__WRITTEN TASK__
Filter the records below down to lines containing "styles".

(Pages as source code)
>> start

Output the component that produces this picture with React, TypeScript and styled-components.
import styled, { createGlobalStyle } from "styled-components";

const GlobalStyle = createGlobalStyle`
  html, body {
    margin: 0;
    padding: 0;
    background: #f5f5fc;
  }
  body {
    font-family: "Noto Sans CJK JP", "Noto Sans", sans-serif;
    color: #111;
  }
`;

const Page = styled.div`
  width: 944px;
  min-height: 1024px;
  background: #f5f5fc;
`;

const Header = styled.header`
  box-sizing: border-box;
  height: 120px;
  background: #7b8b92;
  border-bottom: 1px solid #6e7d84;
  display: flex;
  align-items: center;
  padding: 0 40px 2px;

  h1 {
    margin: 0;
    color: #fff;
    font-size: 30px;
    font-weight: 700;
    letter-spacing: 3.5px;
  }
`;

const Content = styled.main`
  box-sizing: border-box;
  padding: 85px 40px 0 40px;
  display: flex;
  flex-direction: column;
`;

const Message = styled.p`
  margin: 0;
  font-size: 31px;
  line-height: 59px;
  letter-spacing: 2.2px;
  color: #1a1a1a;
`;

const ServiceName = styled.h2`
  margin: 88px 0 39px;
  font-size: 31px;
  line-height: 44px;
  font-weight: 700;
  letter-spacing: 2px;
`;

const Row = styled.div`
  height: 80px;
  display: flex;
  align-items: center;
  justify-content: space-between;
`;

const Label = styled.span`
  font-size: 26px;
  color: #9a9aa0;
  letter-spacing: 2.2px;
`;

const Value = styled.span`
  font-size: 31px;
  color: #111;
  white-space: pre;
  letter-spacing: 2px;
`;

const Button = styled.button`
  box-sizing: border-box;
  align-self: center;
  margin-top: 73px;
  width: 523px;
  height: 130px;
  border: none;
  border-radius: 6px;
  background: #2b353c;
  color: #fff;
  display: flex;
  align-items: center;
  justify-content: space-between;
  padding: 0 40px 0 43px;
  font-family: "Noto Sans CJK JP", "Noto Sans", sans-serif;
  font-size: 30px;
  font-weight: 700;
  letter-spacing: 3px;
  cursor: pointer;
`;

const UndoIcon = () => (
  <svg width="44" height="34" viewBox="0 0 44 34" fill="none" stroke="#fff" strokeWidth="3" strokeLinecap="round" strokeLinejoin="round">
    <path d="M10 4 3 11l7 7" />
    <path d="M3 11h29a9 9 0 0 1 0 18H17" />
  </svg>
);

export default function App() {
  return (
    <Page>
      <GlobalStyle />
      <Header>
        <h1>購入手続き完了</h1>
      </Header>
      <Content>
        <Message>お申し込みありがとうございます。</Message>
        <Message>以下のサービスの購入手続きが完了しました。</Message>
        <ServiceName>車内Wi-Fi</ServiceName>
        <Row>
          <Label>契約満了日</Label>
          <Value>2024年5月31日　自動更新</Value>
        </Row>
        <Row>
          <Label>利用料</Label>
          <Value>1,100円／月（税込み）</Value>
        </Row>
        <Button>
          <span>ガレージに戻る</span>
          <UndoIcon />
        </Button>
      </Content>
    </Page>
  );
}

>> end
>> start

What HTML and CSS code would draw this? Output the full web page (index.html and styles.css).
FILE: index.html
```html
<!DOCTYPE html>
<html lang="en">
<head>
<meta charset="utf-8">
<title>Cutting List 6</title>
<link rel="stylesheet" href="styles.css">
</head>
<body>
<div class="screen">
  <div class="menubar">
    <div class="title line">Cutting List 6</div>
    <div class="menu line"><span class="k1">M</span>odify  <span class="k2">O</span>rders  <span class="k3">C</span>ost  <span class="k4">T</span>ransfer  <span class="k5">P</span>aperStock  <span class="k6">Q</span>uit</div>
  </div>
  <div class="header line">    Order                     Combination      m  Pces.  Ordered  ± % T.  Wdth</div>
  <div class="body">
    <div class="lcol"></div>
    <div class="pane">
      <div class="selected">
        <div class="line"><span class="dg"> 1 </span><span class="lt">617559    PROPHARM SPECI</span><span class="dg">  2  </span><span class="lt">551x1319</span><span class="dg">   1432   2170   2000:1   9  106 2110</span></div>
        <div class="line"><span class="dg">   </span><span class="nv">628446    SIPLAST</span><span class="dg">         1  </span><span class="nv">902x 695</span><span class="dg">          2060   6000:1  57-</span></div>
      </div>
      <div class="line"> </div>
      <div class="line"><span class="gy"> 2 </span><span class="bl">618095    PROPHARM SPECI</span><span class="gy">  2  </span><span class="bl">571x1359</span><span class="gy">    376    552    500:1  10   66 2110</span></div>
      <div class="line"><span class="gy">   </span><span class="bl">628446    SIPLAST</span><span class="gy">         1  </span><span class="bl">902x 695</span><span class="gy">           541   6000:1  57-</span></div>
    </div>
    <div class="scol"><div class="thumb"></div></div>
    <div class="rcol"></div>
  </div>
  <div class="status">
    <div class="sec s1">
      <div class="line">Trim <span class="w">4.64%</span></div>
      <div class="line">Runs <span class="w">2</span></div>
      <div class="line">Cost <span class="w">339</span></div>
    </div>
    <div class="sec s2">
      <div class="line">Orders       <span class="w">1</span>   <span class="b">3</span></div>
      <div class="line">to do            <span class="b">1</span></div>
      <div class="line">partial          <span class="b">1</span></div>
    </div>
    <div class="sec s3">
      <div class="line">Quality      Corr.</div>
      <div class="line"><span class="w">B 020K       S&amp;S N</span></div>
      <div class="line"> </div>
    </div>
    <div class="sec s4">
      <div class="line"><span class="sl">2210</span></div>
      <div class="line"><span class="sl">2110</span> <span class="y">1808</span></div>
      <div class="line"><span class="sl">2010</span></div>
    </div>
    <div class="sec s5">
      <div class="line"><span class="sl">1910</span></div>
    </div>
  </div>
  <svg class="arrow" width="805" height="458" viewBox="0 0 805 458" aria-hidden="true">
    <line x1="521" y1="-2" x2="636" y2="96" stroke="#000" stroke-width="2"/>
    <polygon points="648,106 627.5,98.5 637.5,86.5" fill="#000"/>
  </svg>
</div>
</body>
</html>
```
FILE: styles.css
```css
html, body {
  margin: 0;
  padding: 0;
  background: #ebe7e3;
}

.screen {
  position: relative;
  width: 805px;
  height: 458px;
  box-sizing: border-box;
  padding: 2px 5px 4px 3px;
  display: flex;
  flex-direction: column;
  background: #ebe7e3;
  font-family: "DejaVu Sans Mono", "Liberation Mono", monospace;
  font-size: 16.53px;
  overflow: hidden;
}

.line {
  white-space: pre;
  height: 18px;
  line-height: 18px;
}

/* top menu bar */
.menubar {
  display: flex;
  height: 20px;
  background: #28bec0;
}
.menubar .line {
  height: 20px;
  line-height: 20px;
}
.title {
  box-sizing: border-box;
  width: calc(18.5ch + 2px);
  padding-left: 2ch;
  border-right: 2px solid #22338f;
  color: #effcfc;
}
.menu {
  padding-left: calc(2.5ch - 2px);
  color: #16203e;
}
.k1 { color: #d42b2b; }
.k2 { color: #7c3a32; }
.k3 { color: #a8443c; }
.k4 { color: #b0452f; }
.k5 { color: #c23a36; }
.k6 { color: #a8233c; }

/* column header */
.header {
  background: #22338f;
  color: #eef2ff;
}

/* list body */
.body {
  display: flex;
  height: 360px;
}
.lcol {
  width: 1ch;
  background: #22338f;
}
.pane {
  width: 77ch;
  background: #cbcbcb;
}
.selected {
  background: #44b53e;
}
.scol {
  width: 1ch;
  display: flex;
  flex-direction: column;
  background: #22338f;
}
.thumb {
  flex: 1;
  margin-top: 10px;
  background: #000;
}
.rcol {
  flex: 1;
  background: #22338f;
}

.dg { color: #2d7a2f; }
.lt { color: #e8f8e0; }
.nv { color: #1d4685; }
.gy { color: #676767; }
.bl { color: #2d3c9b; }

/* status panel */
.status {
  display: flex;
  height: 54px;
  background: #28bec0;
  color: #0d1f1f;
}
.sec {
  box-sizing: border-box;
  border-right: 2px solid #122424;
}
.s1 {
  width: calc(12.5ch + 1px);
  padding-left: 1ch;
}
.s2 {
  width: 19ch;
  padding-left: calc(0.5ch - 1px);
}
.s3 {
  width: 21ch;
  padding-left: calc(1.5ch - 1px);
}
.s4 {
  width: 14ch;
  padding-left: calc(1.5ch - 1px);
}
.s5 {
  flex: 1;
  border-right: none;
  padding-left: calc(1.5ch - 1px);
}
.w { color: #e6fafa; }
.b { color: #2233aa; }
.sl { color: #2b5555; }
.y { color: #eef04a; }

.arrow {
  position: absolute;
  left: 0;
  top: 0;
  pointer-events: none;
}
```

>> end

__SOLUTION__
What HTML and CSS code would draw this? Output the full web page (index.html and styles.css).
<link rel="stylesheet" href="styles.css">
FILE: styles.css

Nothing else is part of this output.